Naar schatting 1,5 procent van de Nederlandse bevolking kampt in meer of mindere mate met een verzamelstoornis. Beeld Marcel van den Bergh / de Volkskrant

Naar schatting 1,5 procent van de Nederlandse bevolking kampt in meer of mindere mate met een verzamelstoornis. Beeld Marcel van den Bergh / de Volkskrant

Lullen en poetsen

Een appartement vol reclamefolders, kranten en kleding is enorm brandgevaarlijk. Maar hoe help je iemand met verzamelwoede, door te ontruimen of te praten? 

Verschenen in katern Zaterdag
4 januari 2020

‘Deze? Mogen die weg?’ Sociaal psychiatrisch verpleegkundige Gerard Oosterlaar pakt lukraak wat tijdschriften van een manshoge stapel. ‘Nee!’, reageert Richard (58) huiverig. ‘Nee die niet. Dat is Pulling World, over trekkers. Die heb ik juist verzameld.’ 

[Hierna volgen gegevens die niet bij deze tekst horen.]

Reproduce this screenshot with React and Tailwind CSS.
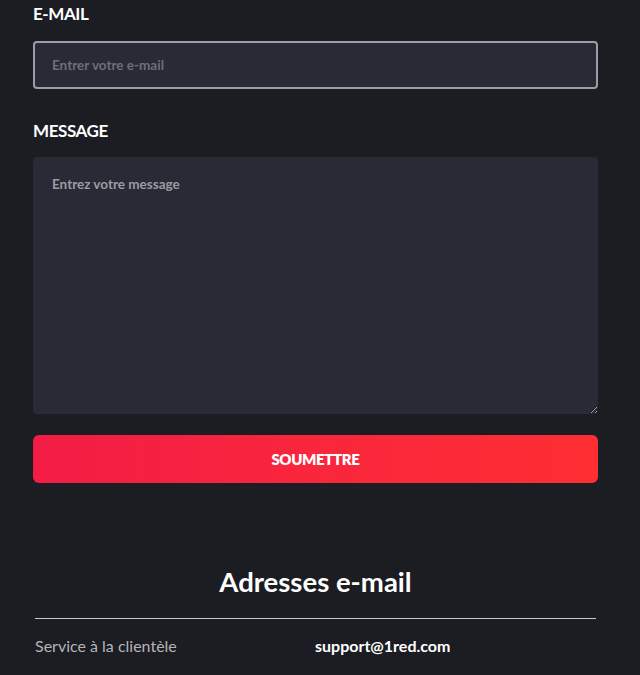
export default function App() {
  return (
    <div className="min-h-[675px] bg-[#1c1d22] font-['Lato',sans-serif] pt-[2px]">
      <form className="ml-[33px] w-[565px] flex flex-col" onSubmit={(e) => e.preventDefault()}>
        <label className="text-white font-bold text-[17px] leading-6 tracking-tight">E-MAIL</label>
        <input
          type="email"
          placeholder="Entrer votre e-mail"
          className="mt-[15px] h-12 w-full rounded-[4px] border-2 border-[#9c9ca4] bg-[#282a36] px-[17px] text-[13.5px] font-bold text-white placeholder:text-[#6e6f78] outline-none"
        />
        <label className="mt-[30px] text-white font-bold text-[17px] leading-6 tracking-tight">MESSAGE</label>
        <textarea
          placeholder="Entrez votre message"
          className="mt-[14px] h-[257px] w-full rounded-[4px] bg-[#282a36] px-[19px] pt-[17px] text-[13.5px] font-bold text-white placeholder:text-[#9c9ca2] outline-none"
        />
        <button
          type="submit"
          className="mt-[21px] h-12 w-full rounded-[6px] bg-gradient-to-r from-[#f31c45] to-[#ff2e32] text-white font-extrabold text-[15px] tracking-tight"
        >
          SOUMETTRE
        </button>
      </form>

      <h2 className="mt-[83px] ml-[33px] w-[565px] text-center text-white font-bold text-[27.5px] leading-8">
        Adresses e-mail
      </h2>
      <div className="mt-[20px] ml-[35px] w-[561px] h-px bg-[#c8c8cc]" />
      <div className="ml-[35px] w-[561px] mt-[16px] grid grid-cols-[280px_1fr] text-[16px] leading-[22px]">
        <span className="text-[#b4b4b8]">Service à la clientèle</span>
        <span className="text-white font-bold">support@1red.com</span>
      </div>
    </div>
  );
}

Richard, in blauwe joggingbroek en verwassen T-shirt, houdt van auto’s, vrachtwagens en motoren, maar het meest houdt hij van trekkers. Hij deelt zijn ouderlijk huis, een rijtjeshuis in een buitenwijk van Zwolle, met zijn broer, die anoniem wil blijven. De woning staat vol schaalmodellen van en tijdschriften over zijn favoriete voertuigen. In het rechterdeel van de woonkamer staan een bank en salontafel, daar omheen is een looppaadje vrij. 

De rest van de kamer is bedolven onder de spullen. Naast de trekker- en auto-parafernalia, ook willekeuriger voorwerpen: flessen frisdrank, rollen tape, flesjes WD-40, een voetenwarmer en kleding – een aantal identieke grijze joggingbroeken met de prijskaartjes er nog aan. ‘Die waren in de uitverkoop, dus heb ik er gelijk een paar meegenomen.’ Het ruikt bedompt, maar vies is het er niet. 

Boven zijn twee slaapkamers, beide onbegaanbaar door dozen en kratten tot vlak onder het plafond. De rechter moet Richards bed herbergen, maar dat heeft hij afgestaan aan zijn modelvoertuigen. Hij bivakkeert al een paar jaar beneden, op de bank.